Brief
Copy out each line that includes the word "components".

Data shown

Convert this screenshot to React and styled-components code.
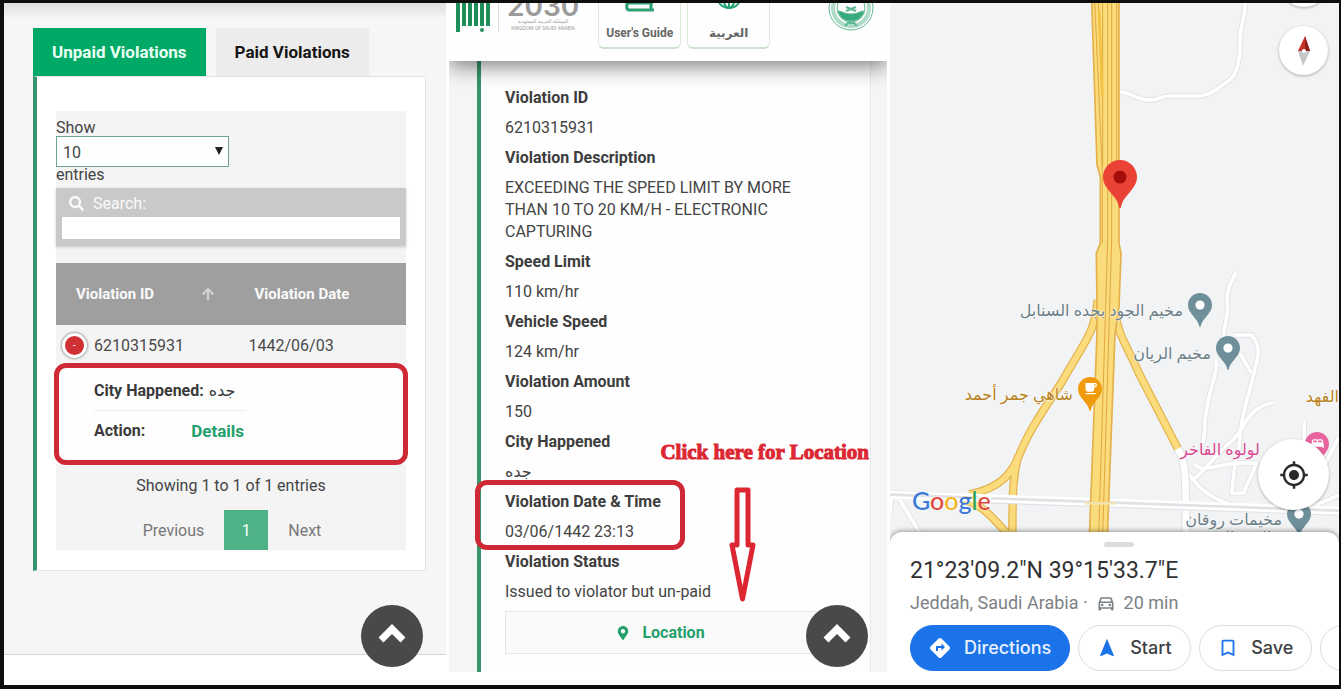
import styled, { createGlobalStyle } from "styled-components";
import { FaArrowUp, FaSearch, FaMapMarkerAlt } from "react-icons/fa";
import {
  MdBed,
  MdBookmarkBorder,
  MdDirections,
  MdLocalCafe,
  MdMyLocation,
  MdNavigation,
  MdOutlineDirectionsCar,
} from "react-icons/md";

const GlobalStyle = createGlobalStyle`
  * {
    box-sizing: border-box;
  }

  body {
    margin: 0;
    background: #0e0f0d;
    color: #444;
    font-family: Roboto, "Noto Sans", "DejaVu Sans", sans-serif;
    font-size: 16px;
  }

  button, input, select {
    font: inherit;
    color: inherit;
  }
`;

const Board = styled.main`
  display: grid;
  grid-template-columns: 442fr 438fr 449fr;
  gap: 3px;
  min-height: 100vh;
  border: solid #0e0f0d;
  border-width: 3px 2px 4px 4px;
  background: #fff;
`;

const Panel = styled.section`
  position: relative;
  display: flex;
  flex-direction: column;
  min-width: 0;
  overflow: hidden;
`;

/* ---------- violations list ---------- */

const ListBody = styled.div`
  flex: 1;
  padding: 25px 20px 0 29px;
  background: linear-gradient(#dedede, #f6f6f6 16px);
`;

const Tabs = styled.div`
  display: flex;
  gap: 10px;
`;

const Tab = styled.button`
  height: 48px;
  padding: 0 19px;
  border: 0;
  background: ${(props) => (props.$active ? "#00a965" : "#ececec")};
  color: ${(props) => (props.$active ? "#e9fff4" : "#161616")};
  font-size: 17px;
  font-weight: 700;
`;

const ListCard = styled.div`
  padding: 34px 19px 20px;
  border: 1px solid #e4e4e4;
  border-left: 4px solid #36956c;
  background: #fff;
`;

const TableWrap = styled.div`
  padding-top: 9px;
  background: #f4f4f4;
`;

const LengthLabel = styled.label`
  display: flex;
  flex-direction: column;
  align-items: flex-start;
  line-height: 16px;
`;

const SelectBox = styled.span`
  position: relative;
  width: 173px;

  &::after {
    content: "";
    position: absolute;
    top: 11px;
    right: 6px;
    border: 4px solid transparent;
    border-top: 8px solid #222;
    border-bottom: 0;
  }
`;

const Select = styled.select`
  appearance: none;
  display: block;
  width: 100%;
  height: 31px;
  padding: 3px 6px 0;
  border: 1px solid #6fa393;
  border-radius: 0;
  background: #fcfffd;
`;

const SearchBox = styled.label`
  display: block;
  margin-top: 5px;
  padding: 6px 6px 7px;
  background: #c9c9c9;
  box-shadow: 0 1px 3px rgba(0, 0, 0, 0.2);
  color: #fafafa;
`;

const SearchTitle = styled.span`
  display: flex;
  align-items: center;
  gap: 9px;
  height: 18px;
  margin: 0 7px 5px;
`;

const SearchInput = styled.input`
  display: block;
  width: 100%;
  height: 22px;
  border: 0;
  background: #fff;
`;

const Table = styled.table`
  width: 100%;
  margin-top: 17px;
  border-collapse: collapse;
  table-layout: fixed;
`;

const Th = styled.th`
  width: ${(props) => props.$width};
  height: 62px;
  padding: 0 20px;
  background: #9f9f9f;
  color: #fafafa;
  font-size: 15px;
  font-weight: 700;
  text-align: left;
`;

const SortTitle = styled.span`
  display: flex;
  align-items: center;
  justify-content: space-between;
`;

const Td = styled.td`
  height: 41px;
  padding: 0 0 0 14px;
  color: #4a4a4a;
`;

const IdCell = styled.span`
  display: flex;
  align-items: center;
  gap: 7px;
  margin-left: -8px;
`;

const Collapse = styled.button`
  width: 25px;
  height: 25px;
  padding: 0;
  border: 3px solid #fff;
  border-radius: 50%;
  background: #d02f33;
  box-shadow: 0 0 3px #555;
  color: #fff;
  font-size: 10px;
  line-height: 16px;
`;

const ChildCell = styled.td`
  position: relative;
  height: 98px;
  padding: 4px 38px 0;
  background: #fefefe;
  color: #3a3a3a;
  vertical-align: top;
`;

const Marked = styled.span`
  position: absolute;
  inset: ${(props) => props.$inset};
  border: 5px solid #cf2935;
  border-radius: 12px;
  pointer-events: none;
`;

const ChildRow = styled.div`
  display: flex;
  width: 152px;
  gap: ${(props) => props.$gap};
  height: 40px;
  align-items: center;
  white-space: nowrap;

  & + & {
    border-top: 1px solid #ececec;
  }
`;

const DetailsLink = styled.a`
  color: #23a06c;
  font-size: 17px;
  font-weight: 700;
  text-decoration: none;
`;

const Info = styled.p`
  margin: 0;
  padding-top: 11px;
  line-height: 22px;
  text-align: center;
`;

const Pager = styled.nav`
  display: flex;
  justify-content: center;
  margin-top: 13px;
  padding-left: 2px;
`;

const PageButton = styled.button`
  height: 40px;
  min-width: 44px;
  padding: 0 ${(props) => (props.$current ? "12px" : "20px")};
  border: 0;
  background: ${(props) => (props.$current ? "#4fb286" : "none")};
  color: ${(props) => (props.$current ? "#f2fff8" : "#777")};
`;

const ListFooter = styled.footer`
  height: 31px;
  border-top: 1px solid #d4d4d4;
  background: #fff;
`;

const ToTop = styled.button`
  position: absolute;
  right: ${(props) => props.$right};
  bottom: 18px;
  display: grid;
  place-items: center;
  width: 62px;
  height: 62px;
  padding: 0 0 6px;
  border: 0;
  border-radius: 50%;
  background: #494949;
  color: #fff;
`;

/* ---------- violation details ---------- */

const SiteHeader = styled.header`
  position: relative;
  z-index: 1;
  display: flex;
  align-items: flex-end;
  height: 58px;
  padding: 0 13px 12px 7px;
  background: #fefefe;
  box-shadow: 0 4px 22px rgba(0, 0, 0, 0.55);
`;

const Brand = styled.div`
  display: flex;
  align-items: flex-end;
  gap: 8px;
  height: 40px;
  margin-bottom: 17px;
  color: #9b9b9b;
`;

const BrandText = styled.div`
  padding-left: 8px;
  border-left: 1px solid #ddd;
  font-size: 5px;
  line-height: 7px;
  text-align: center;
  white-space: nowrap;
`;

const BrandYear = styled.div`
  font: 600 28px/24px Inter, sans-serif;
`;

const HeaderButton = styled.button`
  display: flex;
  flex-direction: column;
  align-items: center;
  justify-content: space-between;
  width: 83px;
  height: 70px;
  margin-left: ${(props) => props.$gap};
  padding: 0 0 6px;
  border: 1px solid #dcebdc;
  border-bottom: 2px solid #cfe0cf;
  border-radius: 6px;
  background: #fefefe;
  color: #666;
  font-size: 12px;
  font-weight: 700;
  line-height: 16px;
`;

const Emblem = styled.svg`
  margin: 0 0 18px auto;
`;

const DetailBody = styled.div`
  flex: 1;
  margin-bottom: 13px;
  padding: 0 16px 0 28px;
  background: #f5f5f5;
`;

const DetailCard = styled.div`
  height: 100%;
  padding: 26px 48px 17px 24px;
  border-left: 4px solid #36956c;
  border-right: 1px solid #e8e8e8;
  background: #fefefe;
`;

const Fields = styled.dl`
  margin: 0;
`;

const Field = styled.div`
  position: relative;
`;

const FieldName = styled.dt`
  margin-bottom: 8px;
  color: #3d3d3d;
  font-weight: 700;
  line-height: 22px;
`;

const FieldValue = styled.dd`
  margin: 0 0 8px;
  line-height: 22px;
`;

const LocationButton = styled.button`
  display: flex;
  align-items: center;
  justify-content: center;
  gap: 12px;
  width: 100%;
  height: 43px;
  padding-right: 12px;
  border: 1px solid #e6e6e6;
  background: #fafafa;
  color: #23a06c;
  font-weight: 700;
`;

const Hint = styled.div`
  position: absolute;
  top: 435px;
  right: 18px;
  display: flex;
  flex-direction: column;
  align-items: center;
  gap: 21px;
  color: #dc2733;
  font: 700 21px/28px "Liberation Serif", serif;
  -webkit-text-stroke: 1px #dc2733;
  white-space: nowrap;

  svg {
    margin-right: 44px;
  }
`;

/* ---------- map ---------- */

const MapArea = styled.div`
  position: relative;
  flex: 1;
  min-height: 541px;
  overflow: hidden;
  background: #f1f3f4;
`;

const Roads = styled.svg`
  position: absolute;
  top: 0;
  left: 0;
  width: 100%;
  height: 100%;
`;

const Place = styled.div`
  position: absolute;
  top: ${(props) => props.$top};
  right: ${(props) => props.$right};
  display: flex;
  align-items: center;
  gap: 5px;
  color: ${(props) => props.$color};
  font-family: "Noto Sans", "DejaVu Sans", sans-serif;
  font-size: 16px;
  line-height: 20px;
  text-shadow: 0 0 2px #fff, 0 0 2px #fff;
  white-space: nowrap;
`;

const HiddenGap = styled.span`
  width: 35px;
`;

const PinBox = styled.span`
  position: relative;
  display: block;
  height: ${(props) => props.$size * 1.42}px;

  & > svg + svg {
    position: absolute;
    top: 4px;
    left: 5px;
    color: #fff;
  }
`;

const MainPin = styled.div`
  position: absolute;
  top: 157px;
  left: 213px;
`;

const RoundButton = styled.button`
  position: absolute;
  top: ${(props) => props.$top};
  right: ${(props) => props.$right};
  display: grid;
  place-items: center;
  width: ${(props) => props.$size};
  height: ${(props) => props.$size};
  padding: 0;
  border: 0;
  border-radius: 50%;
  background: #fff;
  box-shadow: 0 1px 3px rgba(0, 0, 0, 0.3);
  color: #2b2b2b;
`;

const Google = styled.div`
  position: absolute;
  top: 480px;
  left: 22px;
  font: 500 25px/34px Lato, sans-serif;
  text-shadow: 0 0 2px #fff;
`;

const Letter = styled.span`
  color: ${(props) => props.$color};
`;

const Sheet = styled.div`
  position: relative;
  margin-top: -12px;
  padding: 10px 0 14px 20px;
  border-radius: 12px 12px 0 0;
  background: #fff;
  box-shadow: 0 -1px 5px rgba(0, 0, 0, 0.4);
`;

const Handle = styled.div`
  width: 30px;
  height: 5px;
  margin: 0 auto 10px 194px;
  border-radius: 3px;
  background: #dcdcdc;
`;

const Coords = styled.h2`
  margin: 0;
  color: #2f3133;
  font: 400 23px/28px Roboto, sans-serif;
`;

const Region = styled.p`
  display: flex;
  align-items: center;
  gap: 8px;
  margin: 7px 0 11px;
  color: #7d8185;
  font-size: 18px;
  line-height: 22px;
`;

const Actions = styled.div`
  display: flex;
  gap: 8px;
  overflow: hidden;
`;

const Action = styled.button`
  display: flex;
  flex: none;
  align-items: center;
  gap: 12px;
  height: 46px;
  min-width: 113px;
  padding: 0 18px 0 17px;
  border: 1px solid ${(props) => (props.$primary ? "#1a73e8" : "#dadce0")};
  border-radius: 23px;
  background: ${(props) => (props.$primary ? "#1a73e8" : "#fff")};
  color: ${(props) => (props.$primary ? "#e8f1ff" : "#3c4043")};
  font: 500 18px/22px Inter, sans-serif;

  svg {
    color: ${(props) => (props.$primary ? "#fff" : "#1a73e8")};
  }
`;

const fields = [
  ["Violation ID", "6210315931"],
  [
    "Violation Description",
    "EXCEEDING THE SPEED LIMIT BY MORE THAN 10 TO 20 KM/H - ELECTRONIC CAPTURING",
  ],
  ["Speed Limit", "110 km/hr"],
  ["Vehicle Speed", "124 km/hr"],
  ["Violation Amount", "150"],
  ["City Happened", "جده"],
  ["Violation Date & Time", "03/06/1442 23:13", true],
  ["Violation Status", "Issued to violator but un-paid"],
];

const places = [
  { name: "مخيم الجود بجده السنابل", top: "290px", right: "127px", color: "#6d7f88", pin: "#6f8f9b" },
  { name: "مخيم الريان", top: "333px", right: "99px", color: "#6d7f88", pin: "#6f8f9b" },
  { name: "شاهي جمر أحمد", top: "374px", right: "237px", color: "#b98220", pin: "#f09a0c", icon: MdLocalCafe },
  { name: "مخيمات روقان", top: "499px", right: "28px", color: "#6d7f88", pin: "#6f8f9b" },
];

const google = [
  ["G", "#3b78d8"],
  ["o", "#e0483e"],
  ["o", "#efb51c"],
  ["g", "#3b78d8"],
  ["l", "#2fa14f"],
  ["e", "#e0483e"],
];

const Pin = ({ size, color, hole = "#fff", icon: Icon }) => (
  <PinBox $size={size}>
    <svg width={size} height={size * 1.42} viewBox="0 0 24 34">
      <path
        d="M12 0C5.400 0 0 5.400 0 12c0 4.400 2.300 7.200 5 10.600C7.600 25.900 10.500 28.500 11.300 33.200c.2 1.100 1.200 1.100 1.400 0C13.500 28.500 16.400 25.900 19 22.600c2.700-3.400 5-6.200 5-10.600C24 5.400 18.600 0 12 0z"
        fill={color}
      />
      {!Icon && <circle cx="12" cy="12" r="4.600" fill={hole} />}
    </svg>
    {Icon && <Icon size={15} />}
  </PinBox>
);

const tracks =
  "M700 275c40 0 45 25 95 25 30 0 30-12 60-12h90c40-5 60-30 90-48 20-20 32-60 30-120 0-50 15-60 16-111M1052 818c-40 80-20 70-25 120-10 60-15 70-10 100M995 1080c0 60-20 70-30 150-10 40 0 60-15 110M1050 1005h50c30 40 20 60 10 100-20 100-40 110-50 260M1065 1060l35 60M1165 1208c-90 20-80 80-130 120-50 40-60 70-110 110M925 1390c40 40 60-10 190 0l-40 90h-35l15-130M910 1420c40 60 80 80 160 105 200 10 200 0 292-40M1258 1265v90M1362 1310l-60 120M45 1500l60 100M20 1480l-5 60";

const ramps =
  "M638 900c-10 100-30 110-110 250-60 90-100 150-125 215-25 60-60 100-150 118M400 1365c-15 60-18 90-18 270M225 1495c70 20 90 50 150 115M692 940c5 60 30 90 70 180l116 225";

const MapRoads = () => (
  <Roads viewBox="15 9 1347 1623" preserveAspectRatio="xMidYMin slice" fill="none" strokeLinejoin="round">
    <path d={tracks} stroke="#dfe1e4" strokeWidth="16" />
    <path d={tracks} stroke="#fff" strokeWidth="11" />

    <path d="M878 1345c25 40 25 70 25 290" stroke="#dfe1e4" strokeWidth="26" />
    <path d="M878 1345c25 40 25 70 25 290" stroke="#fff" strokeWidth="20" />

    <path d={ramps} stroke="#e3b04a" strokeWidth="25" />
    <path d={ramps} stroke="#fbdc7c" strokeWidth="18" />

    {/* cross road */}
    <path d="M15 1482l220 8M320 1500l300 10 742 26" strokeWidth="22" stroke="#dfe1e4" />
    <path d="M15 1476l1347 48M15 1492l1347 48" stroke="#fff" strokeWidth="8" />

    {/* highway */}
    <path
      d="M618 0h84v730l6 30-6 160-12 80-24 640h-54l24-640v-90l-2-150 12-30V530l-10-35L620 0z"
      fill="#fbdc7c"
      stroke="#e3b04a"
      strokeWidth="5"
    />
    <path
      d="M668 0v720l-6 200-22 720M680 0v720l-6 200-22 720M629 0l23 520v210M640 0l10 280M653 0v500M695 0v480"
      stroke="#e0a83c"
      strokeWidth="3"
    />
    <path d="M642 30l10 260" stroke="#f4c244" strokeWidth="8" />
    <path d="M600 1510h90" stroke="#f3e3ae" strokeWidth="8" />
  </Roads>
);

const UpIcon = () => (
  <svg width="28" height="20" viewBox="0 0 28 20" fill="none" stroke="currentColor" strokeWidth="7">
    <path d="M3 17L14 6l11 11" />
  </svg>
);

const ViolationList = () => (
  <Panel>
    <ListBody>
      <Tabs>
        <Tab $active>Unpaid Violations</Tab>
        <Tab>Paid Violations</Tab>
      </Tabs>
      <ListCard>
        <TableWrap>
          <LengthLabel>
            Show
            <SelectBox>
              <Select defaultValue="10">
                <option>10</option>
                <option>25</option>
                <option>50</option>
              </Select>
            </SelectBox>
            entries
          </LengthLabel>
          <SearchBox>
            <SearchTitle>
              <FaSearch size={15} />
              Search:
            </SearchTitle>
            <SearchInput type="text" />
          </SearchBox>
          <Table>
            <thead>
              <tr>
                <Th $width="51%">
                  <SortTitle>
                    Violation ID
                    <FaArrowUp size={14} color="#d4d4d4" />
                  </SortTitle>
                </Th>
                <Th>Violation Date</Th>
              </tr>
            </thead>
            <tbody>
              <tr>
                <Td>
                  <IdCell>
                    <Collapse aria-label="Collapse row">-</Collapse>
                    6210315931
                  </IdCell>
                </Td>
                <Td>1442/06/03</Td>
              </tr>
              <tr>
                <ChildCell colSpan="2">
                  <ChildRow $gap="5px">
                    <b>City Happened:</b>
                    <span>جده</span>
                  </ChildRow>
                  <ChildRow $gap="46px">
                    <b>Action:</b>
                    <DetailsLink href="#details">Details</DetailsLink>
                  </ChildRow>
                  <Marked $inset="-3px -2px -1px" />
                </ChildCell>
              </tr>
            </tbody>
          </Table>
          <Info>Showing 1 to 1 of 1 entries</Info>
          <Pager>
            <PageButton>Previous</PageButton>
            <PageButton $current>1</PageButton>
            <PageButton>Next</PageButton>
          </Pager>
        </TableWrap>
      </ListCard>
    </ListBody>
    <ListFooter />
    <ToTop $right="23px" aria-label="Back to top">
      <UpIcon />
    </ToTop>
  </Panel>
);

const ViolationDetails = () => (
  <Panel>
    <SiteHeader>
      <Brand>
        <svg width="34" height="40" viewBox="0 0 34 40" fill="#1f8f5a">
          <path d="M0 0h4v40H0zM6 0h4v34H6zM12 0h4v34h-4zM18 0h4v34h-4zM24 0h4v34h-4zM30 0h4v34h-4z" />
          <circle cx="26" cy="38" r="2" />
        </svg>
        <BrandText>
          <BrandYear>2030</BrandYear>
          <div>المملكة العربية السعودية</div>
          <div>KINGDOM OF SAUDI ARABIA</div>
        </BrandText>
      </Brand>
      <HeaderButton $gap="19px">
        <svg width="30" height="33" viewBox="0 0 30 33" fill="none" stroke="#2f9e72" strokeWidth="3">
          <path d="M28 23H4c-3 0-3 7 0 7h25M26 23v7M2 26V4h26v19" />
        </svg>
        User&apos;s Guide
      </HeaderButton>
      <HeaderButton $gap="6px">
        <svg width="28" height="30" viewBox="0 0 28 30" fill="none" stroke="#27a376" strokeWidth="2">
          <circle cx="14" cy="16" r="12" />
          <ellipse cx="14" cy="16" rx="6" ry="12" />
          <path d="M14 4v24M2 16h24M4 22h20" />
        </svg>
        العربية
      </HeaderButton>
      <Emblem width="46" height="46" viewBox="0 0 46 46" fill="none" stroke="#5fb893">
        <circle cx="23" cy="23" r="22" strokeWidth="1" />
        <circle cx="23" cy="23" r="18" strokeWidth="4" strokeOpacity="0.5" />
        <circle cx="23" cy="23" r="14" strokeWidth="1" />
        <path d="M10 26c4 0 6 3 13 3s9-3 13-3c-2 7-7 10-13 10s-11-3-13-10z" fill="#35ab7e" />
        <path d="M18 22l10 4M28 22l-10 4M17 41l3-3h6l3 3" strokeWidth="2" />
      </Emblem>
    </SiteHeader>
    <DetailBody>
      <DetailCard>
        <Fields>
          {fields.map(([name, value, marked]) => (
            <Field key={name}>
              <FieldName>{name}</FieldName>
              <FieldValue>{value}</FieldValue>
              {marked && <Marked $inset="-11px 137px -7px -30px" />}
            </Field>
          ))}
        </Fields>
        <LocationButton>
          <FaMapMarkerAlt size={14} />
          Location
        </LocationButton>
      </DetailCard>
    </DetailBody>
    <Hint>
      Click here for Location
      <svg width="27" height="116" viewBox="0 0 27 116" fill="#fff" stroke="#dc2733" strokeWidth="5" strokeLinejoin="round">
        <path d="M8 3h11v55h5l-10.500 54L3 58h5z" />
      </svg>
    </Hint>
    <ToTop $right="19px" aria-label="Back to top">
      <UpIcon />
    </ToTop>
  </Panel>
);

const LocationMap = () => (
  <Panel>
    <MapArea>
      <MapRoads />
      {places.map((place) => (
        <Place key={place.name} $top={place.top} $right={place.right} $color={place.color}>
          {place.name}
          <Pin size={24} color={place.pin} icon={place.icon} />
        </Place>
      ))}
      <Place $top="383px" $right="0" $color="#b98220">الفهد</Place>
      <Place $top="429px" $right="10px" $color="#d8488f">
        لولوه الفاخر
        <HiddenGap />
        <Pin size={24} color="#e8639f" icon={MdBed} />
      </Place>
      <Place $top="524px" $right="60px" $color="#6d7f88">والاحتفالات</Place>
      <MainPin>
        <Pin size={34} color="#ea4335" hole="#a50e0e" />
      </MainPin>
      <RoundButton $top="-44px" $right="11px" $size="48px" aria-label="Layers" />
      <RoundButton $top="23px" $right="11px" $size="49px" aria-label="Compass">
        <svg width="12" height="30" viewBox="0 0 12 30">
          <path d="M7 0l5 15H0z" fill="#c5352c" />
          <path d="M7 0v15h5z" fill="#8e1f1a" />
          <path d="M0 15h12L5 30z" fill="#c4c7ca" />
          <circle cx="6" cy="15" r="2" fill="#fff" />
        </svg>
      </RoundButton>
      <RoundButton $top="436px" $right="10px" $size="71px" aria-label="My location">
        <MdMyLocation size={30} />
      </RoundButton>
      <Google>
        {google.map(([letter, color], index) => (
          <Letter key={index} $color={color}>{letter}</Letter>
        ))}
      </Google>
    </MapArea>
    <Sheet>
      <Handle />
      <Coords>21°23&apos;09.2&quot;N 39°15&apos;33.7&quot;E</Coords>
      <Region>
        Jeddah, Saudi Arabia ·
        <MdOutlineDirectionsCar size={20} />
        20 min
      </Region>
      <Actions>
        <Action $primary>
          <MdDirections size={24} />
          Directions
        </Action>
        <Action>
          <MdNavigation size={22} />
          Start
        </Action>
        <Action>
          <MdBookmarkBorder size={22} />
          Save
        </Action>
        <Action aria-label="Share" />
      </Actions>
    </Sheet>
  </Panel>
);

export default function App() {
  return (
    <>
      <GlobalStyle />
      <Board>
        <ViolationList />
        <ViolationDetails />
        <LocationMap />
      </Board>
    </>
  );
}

Task response
Convert this screenshot to React and styled-components code.
import styled, { createGlobalStyle } from "styled-components";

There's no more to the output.